Second only to Projects and Task Forces in number of files, the Reports, Studies, Briefs and Surveys Series has the oldest document in M.G. 2076, the J.H.T. Falk inspired Social and Financial Survey of Protestant and Non-Sectarian Social Agencies of 1919 (file 11). Though after the mid-1960s Projects and Task Forces tended to appropriate records which previously would have gone to Reports, Studies, Briefs And Surveys, the latter series nonetheless remains a prime indicator of social welfare problems, policies and resources for most of the Council's history. With input from internal (especially committee and section) sources and external contributors alike, it features studies and reports by and, about particular MCSA agencies as well as the institution collectively, besides those addressing numerous other welfare issues. Content ranges from mundane questions of infrastructure - administrative organization and function, or Red Feather fundraising and personnel practices, for instance -- to Executive Director J.W. Frei's scholarly, theoretical paper on Research in Socio-Cultural Development (file 289).

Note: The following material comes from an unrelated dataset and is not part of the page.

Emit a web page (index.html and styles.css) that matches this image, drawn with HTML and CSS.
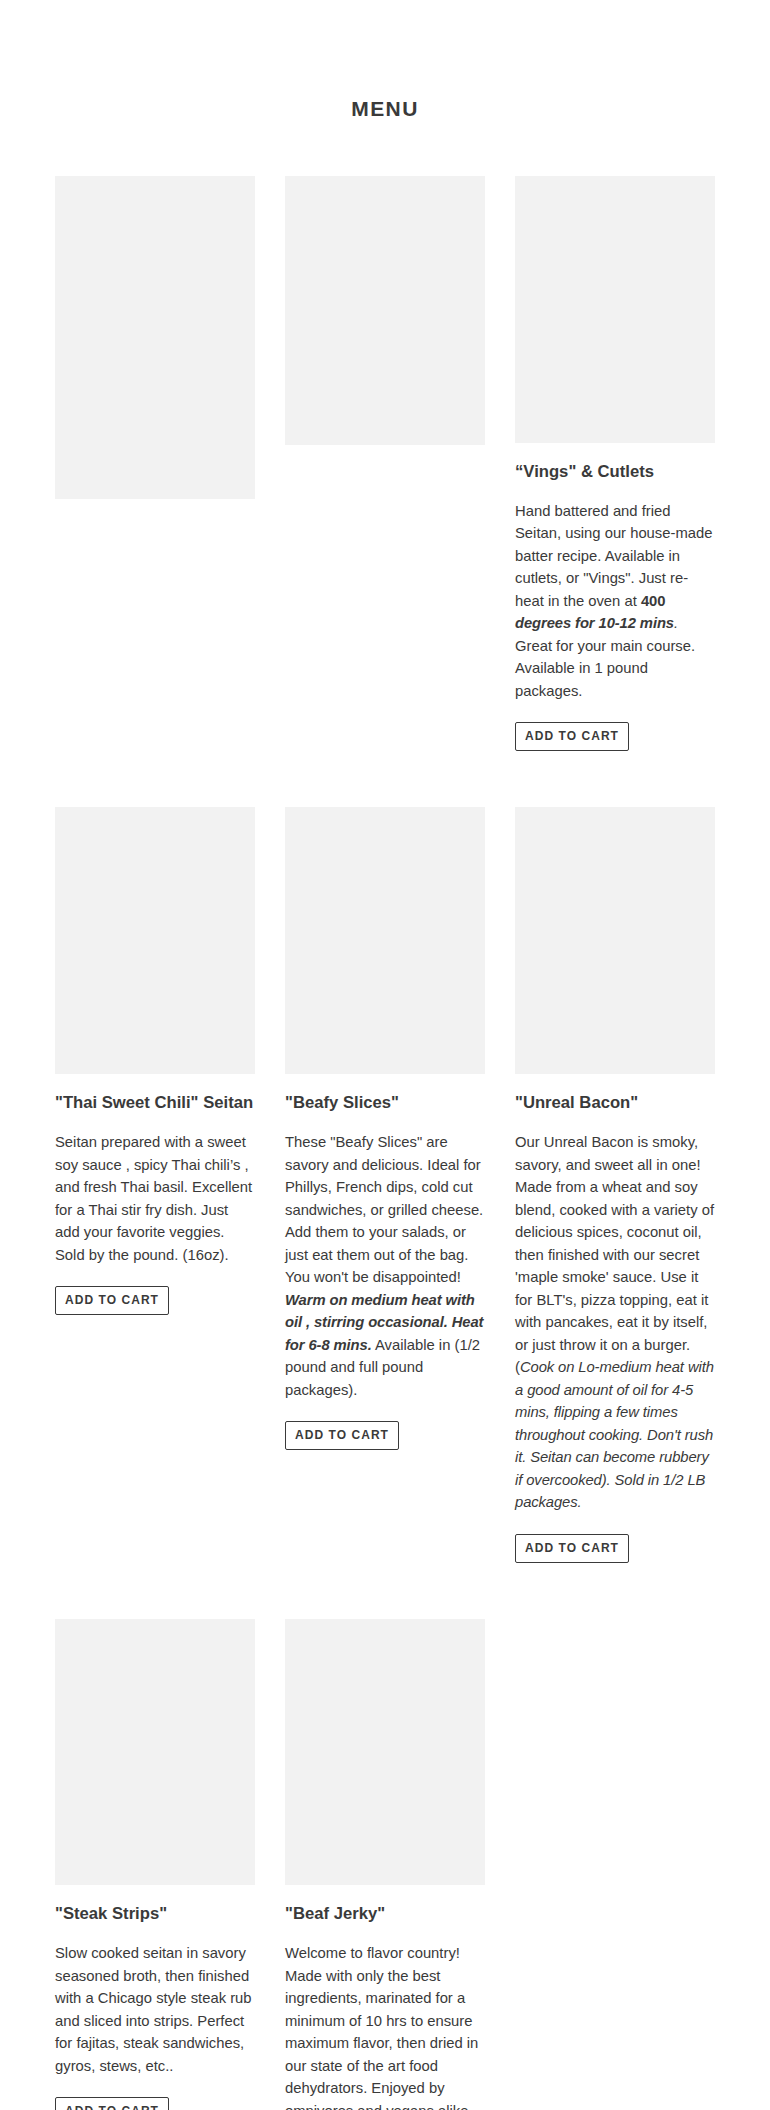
FILE: index.html
```html
<!DOCTYPE html>
<html lang="en">
<head>
  <meta charset="UTF-8">
  <meta name="viewport" content="width=device-width, initial-scale=1.0">
  <title>Menu</title>
  <link rel="stylesheet" href="styles.css">
</head>
<body>
  <div class="page-width">
    <h2 class="section-title">Menu</h2>

    <div class="product-grid">
      <!-- row 1 -->
      <div class="product-card">
        <div class="product-img product-img--tall"></div>
      </div>
      <div class="product-card">
        <div class="product-img product-img--mid"></div>
      </div>
      <div class="product-card">
        <div class="product-img"></div>
        <h3 class="product-title">&ldquo;Vings" &amp; Cutlets</h3>
        <p class="product-desc">Hand battered and fried Seitan, using our house-made batter recipe. Available in cutlets, or "Vings". Just re-heat in the oven at <strong>400 <em>degrees for 10-12 mins</em></strong><em>.</em> Great for your main course. Available in 1 pound packages.</p>
        <button class="add-cart-btn">Add to cart</button>
      </div>

      <!-- row 2 -->
      <div class="product-card">
        <div class="product-img"></div>
        <h3 class="product-title">"Thai Sweet Chili" Seitan</h3>
        <p class="product-desc">Seitan prepared with a sweet soy sauce , spicy Thai chili&rsquo;s , and fresh Thai basil. Excellent for a Thai stir fry dish. Just add your favorite veggies. Sold by the pound. (16oz).</p>
        <button class="add-cart-btn">Add to cart</button>
      </div>
      <div class="product-card">
        <div class="product-img"></div>
        <h3 class="product-title">"Beafy Slices"</h3>
        <p class="product-desc">These "Beafy Slices" are savory and delicious. Ideal for Phillys, French dips, cold cut sandwiches, or grilled cheese. Add them to your salads, or just eat them out of the bag. You won't be disappointed! <strong><em>Warm on medium heat with oil , stirring occasional. Heat for 6-8 mins.</em></strong> Available in (1/2 pound and full pound packages).</p>
        <button class="add-cart-btn">Add to cart</button>
      </div>
      <div class="product-card">
        <div class="product-img"></div>
        <h3 class="product-title">"Unreal Bacon"</h3>
        <p class="product-desc">Our Unreal Bacon is smoky, savory, and sweet all in one! Made from a wheat and soy blend, cooked with a variety of delicious spices, coconut oil, then finished with our secret 'maple smoke' sauce. Use it for BLT's, pizza topping, eat it with pancakes, eat it by itself, or just throw it on a burger. (<em>Cook on Lo-medium heat with a good amount of oil for 4-5 mins, flipping a few times throughout cooking. Don't rush it. Seitan can become rubbery if overcooked). Sold in 1/2 LB packages.</em></p>
        <button class="add-cart-btn">Add to cart</button>
      </div>

      <!-- row 3 -->
      <div class="product-card">
        <div class="product-img"></div>
        <h3 class="product-title">"Steak Strips"</h3>
        <p class="product-desc">Slow cooked seitan in savory seasoned broth, then finished with a Chicago style steak rub and sliced into strips. Perfect for fajitas, steak sandwiches, gyros, stews, etc..</p>
        <button class="add-cart-btn">Add to cart</button>
      </div>
      <div class="product-card">
        <div class="product-img"></div>
        <h3 class="product-title">"Beaf Jerky"</h3>
        <p class="product-desc">Welcome to flavor country! Made with only the best ingredients, marinated for a minimum of 10 hrs to ensure maximum flavor, then dried in our state of the art food dehydrators. Enjoyed by omnivores and vegans alike. Sold in 4oz bags.</p>
        <button class="add-cart-btn">Add to cart</button>
      </div>
    </div>
  </div>
</body>
</html>
```

FILE: styles.css
```css
body {
    margin: 0;
    background: #fff;
    color: #3a3a3a;
    font-family: "Liberation Sans", Arial, Helvetica, sans-serif;
}
.page-width {
    padding: 96px 55px 60px;
}
.section-title {
    margin: 0 0 55px;
    text-align: center;
    font-size: 21px;
    line-height: 1.2;
    font-weight: bold;
    text-transform: uppercase;
    letter-spacing: 1.4px;
}

/* 3칸 그리드 */
.product-grid {
    display: grid;
    grid-template-columns: repeat(3, 200px);
    column-gap: 30px;
    row-gap: 56px;
    align-items: start;
}
.product-img {
    height: 266.67px; /* 3:4 비율 */
    background: #f2f2f2;
}
.product-img--tall {
    height: 323px;
}
.product-img--mid {
    height: 269px;
}
.product-title {
    margin: 19px 0 18px;
    font-size: 16.67px;
    line-height: 20px;
    font-weight: bold;
}
.product-desc {
    margin: 0 0 20px;
    font-size: 14.8px;
    line-height: 22.5px;
}
.product-desc em {
    letter-spacing: -0.1px; /* 이탤릭이 조금 좁게 */
}
.add-cart-btn {
    display: inline-block;
    padding: 6px 9px;
    border: 1px solid #3a3a3a;
    border-radius: 2px;
    background: none;
    color: #3a3a3a;
    font-family: inherit;
    font-size: 12px;
    line-height: 15px;
    font-weight: bold;
    letter-spacing: 1.05px;
    text-transform: uppercase;
    cursor: pointer;
}
```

Briefs to the federal and provincial governments are an important element of this series. Among the noteworthy are those to the 1968 Royal Commission on the Status of Women (file 861) and the 1964 Special Senate Committee on Aging (file 954), as well as that on Social Policy for Quebec (the 1967 Castonguay Commission, file 5). The two latter submissions indeed come complete with drafts and working papers (files 428, 560 and 936 respectively). Draft documents similarly figure with finished ones in the welfare planning study of Greater Montreal's English-speaking Protestant community conducted by the National Study Service of New York for the MCSA, and in J.W. Frei's response (files 986-988 and 166). While much of the material in this series relates to meeting physical and psychological needs in conventional social agency terms readily intelligible across Canada, a few items also deal with concerns like Quebec's constitutional position, and bilingualism and biculturalism, which have a special relevance for Montreal.